In return, Gen Musharraf harangues and threatens the very leaders and nations that support him and his perverse regime and its monstrous intelligence wing, the Inter-Services Intelligence (ISI), claiming that the West would be 'brought to its knees' by terrorism, if Pakistan and the ISI did not support the 'Global War on Terror'.

Gen Musharraf is, in fact, the most effective agency of Pakistan's propaganda machine, and has relentlessly propagated fabrications and half-truths, largely or entirely unrelated to the situation on the ground, and that prey on public, Western - and particularly American - ignorance. The sheer brazenness of these fabrications, and the Pakistani propagandist's strategy of offence as the best form of defence, is illustrated by Gen Musharraf's recent counter to Indian allegations of Pakistan's role in terrorism, to which he responded, "There are 21 such places in India where violence continues. The situation in Assam is also visible. So New Delhi should first correct its own matters and then talk to Pakistan."

The reference to Assam is significant: First, it seeks to divert attention from the core problem of Pakistan-backed terrorism in widening areas of the country. Second, it brushes under the carpet the fact that the United Liberation Front of Asom (ULFA), the principal insurgent group in Assam, and the lesser surviving groups in the State, all secure operational bases and safe haven in Bangladesh and also receive significant assistance, weaponry, training and tactical advice from the ISI-DGFI (Directorate General of Forces Intelligence, the ISI's Bangladeshi counterpart) combine that has kept these movements alive long after their complete loss of public support and their abandonment of the original ideology and mandate for which they were purportedly created. In this, consequently, Gen Musharraf is essentially pointing to problems that his country has at least some role in keeping alive.

The mischief and mendacity in Gen Musharraf's reference to Assam become clearer when they are taken in the context of an earlier statement (on August 28) by Pakistani Foreign Ministry spokesperson Tasneem Aslam who declared authoritatively, "India remains afflicted with several insurgencies, including in Arunachal Pradesh, Assam, Manipur, Meghalaya, Mizoram, Nagaland, Tripura, Bundelkhand, Gorkhaland, Bodoland and Khaplang, which are being suppressed by force."

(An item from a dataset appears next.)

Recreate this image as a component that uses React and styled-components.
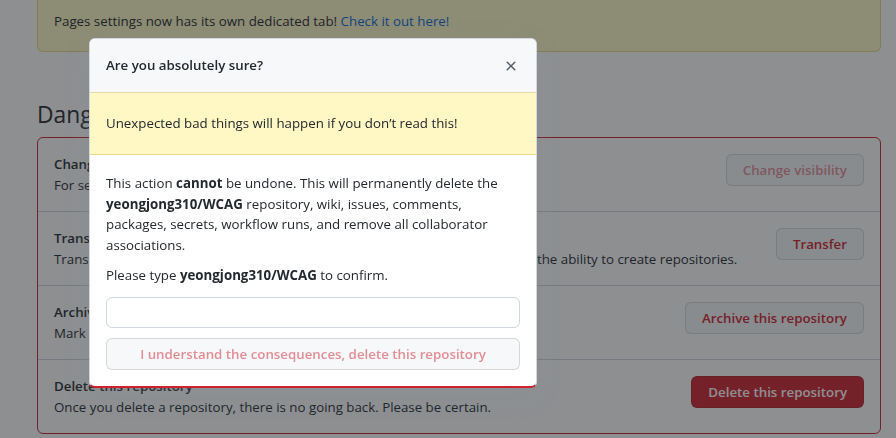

The audacity of the statement is startling - not even the smallest effort has been made to check out facts before such a statement is issued at the level of the Government. For instance, Bundelkhand (in central India) has never been the location of an insurgency; 'Gorkhaland' is not a location, but was the demand of a brief movement by people of Nepali extraction living in a small area around Darjeeling in West Bengal, which was resolved as far back as 1988. The insurgents in Nagaland have been in a continuous cease-fire and process of negotiations with the Government for the last nine years.

The major parties to the Bodoland movement have settled for peace with the Government. And finally and most barefaced of all, Khaplang is the name of a factional leader of the National Socialist Council of Nagalim, one of the militant groups in Nagaland currently negotiating with the Government, and not of a place or even an insurgent movement. And yet, nearly two months after this statement was made, none of this has been publicly challenged, no call for explanations has been made by India or demanded by an alert and informed media. The statement, however, will have worked its damage, projecting the idea of an India that must answer for the multiplicity of insurgencies on its soil, rather than a Pakistan that needs to explain its role in a specific set of terrorist movements and actions.

The sudden emphasis on insurgencies in India's North-East, rather than any other regions afflicted by comparable problems, is not accidental, and is significant in both Ms Aslam's statement and Gen Musharraf's specific reference to Assam. This is evidently part of a strategy to shift focus towards an ethnically and geographically distinct region in India, and may well be a prelude for greater covert activity by Pakistani and Bangladeshi intelligence, through local militant groups including the ULFA, in the foreseeable future.

This brazenness is directly related to India's failure to expose Pakistani propaganda, and to adequately demonstrate to the world, Pakistan's continuing role as the source of Islamist terrorism in India and internationally, and of support to terrorist groups across India's North-East. This is despite the immense volumes of hard evidence that is available in terms of arrested cadres from Pakistan and their narratives of Pakistani military and intelligence involvement in their recruitment, training, arming and deployment; the thousands of clearly identifiable weapons and tonnes of RDX, detonators, communications equipment and other materials, overwhelming proportions of which could be traced back to Pakistan with sufficient forensic attention and international cooperation.

In effect, India is part of the conspiracy of silence and appeasement that has allowed Pakistani deniability and falsification to flourish. Through the current 'peace process' and the charade of the 'joint mechanism' for counter-terrorism India continues to provide international legitimacy to a terrorist state and Gen Musharraf's criminal regime.

These are the circumstances - our ignorance, our indifference, our pusillanimity, our inability to understand and neutralise the strategic intent of Pakistan's propaganda and terrorist machinery - that create the enveloping circumstances which allow Pakistan to remain the principal breeding ground of Islamist terrorism in south Asia. India's security forces are constantly called upon to make sacrifices for the defence of the country against Pakistan-backed terrorism; thousands of security personnel and even larger numbers of innocent civilians have lost their lives in Pakistan's covert war on India. To continue to give Pakistan and its leadership the latitude it currently enjoys is nothing less than criminal complicity in this enterprise of terrorism. India's political leadership and the higher echelons of its policy establishment are squarely guilty of this complicity.